| REQUIRED WORK |
Find all lines in the records that include the word "TypeScript", and copy them out.

— start STORED ROWS —

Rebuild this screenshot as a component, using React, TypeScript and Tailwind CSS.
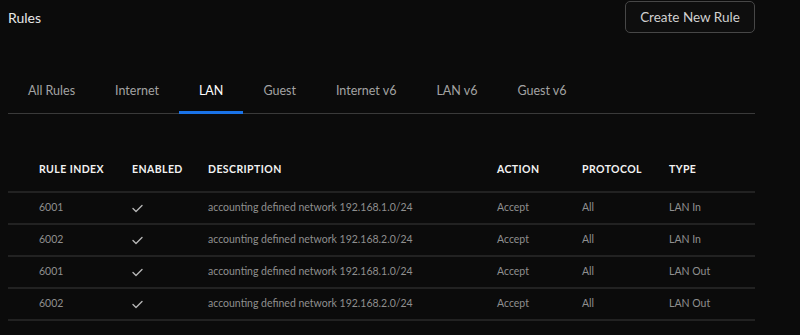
import React from "react";

const tabs = ["All Rules", "Internet", "LAN", "Guest", "Internet v6", "LAN v6", "Guest v6"];

const rows = [
  { idx: "6001", desc: "accounting defined network 192.168.1.0/24", type: "LAN In" },
  { idx: "6002", desc: "accounting defined network 192.168.2.0/24", type: "LAN In" },
  { idx: "6001", desc: "accounting defined network 192.168.1.0/24", type: "LAN Out" },
  { idx: "6002", desc: "accounting defined network 192.168.2.0/24", type: "LAN Out" },
];

function Check() {
  return (
    <svg width="11" height="9" viewBox="0 0 11 9" fill="none">
      <polyline points="1,4.5 4,7.5 10,1.5" stroke="#b5b5b5" strokeWidth="1.4" strokeLinecap="round" strokeLinejoin="round" />
    </svg>
  );
}

export default function App() {
  return (
    <div className="w-[800px] h-[335px] bg-[#0b0b0b] overflow-hidden" style={{ fontFamily: "Lato, 'Noto Sans', sans-serif" }}>
      <div className="ml-2 w-[747px]">
        <div className="flex items-center justify-between h-[34px]">
          <div className="text-[14px] text-[#e8e8e8]">Rules</div>
          <button className="h-[32px] w-[130px] rounded-[5px] border border-[#474747] bg-[#0e0e0e] text-[13.5px] text-[#d0d0d0]">
            Create New Rule
          </button>
        </div>
        <div className="mt-[32px] flex border-b border-[#3a3a3a]">
          {tabs.map((t) => {
            const active = t === "LAN";
            return (
              <div key={t} className="relative h-[47px] px-5 pt-1 flex items-center">
                <span className={active ? "text-[12.5px] text-white" : "text-[12.5px] text-[#a3a3a3]"}>{t}</span>
                {active && <div className="absolute left-0 right-0 bottom-[-1px] h-[3px] bg-[#1a73e8]" />}
              </div>
            );
          })}
        </div>
        <div className="mt-[35px]">
          <div className="flex items-center h-[44px] border-b-2 border-[#222222] text-[10.5px] font-bold tracking-[0.04em] text-[#f2f2f2]">
            <div className="pl-[31px] w-[124px]">RULE INDEX</div>
            <div className="w-[76px]">ENABLED</div>
            <div className="w-[289px]">DESCRIPTION</div>
            <div className="w-[85px]">ACTION</div>
            <div className="w-[87px]">PROTOCOL</div>
            <div className="flex-1">TYPE</div>
          </div>
          {rows.map((r, i) => (
            <div key={i} className="flex items-center h-[32px] border-b-2 border-[#222222] text-[10.5px] text-[#8f8f8f]">
              <div className="pl-[31px] w-[124px]">{r.idx}</div>
              <div className="w-[76px] flex items-center"><Check /></div>
              <div className="w-[289px]">{r.desc}</div>
              <div className="w-[85px]">Accept</div>
              <div className="w-[87px]">All</div>
              <div className="flex-1">{r.type}</div>
            </div>
          ))}
        </div>
      </div>
    </div>
  );
}
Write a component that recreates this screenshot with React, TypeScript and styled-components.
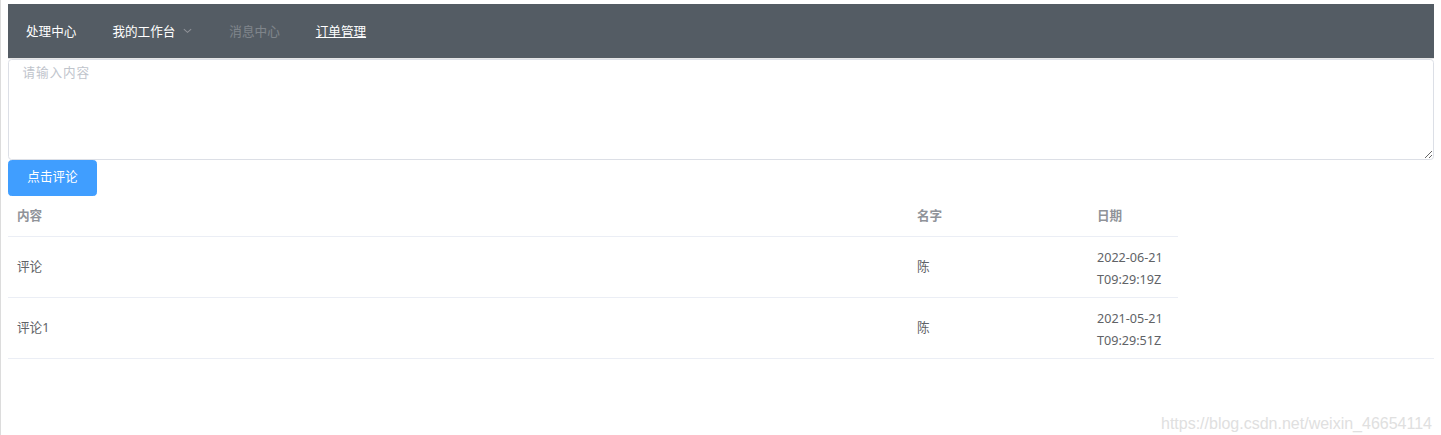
import React from "react";
import styled, { createGlobalStyle } from "styled-components";

const GlobalStyle = createGlobalStyle`
  html, body {
    margin: 0;
    padding: 0;
    background: #fff;
  }
  body {
    min-height: 100vh;
    box-sizing: border-box;
    border-left: 1px solid #dcdcdc;
    padding: 4px 7px 0 7px;
    font-family: "Noto Sans", "Noto Sans CJK SC", sans-serif;
    font-size: 12.6px;
    color: #606266;
  }
`;

const Page = styled.div`
  position: relative;
  min-height: 431px;
`;

const Menu = styled.ul`
  display: flex;
  align-items: center;
  margin: 0;
  padding: 0;
  list-style: none;
  height: 54px;
  background: #545c64;
  border-bottom: 1px solid #e6e6e6;
`;

const MenuItem = styled.li<{ $disabled?: boolean }>`
  display: flex;
  align-items: center;
  height: 54px;
  padding: 0 18px 2px;
  box-sizing: border-box;
  font-size: 12.6px;
  color: #fff;
  opacity: ${(p) => (p.$disabled ? 0.25 : 1)};
  cursor: pointer;
  white-space: nowrap;
`;

const MenuLink = styled.a`
  color: #fff;
  text-decoration: underline;
`;

const Arrow = styled.svg`
  margin-left: 7px;
  width: 11px;
  height: 11px;
`;

const Editor = styled.textarea`
  display: block;
  width: 100%;
  height: 101px;
  box-sizing: border-box;
  margin: 0;
  padding: 4px 13.5px;
  border: 1px solid #dcdfe6;
  border-radius: 3.6px;
  font-family: inherit;
  font-size: 12.6px;
  line-height: 1.5;
  letter-spacing: 0.9px;
  color: #606266;
  outline: none;
  &::placeholder {
    color: #c0c4cc;
  }
`;

const Button = styled.button`
  display: block;
  height: 36px;
  width: 89px;
  margin: 0;
  padding: 0 0 1px;
  border: 1px solid #409eff;
  border-radius: 3.6px;
  background: #409eff;
  color: #fff;
  font-family: inherit;
  font-size: 12.6px;
  line-height: 1;
  cursor: pointer;
`;

const Table = styled.div`
  width: 100%;
  border-bottom: 1px solid #ebeef5;
`;

const Row = styled.div<{ $last?: boolean }>`
  display: grid;
  grid-template-columns: 900px 180px 90px;
  width: 1170px;
  border-bottom: ${(p) => (p.$last ? "none" : "1px solid #ebeef5")};
`;

const HeadCell = styled.div`
  padding: 9px 9px 10px;
  line-height: 21px;
  font-weight: bold;
  color: #909399;
`;

const Cell = styled.div<{ $shift?: number }>`
  display: flex;
  flex-direction: column;
  justify-content: center;
  min-height: 60px;
  box-sizing: border-box;
  padding: ${(p) => 8 + (p.$shift || 0)}px 9px ${(p) => 8 - (p.$shift || 0)}px;
  line-height: 22px;
  color: #606266;
`;

const Watermark = styled.div`
  position: absolute;
  right: 2px;
  bottom: 2px;
  font-family: "Liberation Sans", Arial, sans-serif;
  font-size: 16px;
  color: #e0e0e0;
`;

const rows = [
  { content: "评论", name: "陈", date: "2022-06-21T09:29:19Z" },
  { content: "评论1", name: "陈", date: "2021-05-21T09:29:51Z" },
];

export default function App() {
  return (
    <Page>
      <GlobalStyle />
      <Menu>
        <MenuItem>处理中心</MenuItem>
        <MenuItem>
          我的工作台
          <Arrow viewBox="0 0 12 12">
            <polyline points="2,4.5 6,8 10,4.5" fill="none" stroke="#909399" strokeWidth="1.1" />
          </Arrow>
        </MenuItem>
        <MenuItem $disabled>消息中心</MenuItem>
        <MenuItem>
          <MenuLink>订单管理</MenuLink>
        </MenuItem>
      </Menu>
      <Editor placeholder="请输入内容" />
      <Button>点击评论</Button>
      <Table>
        <Row>
          <HeadCell>内容</HeadCell>
          <HeadCell>名字</HeadCell>
          <HeadCell>日期</HeadCell>
        </Row>
        {rows.map((r, i) => {
          const [day, time] = r.date.split("T");
          return (
            <Row key={i} $last={i === rows.length - 1}>
              <Cell>{r.content}</Cell>
              <Cell>{r.name}</Cell>
              <Cell $shift={2}>
                <span>{day}</span>
                <span>T{time}</span>
              </Cell>
            </Row>
          );
        })}
      </Table>
      <Watermark>https://blog.csdn.net/weixin_46654114</Watermark>
    </Page>
  );
}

— end STORED ROWS —

| RESPONSE BELOW |
Rebuild this screenshot as a component, using React, TypeScript and Tailwind CSS.
Write a component that recreates this screenshot with React, TypeScript and styled-components.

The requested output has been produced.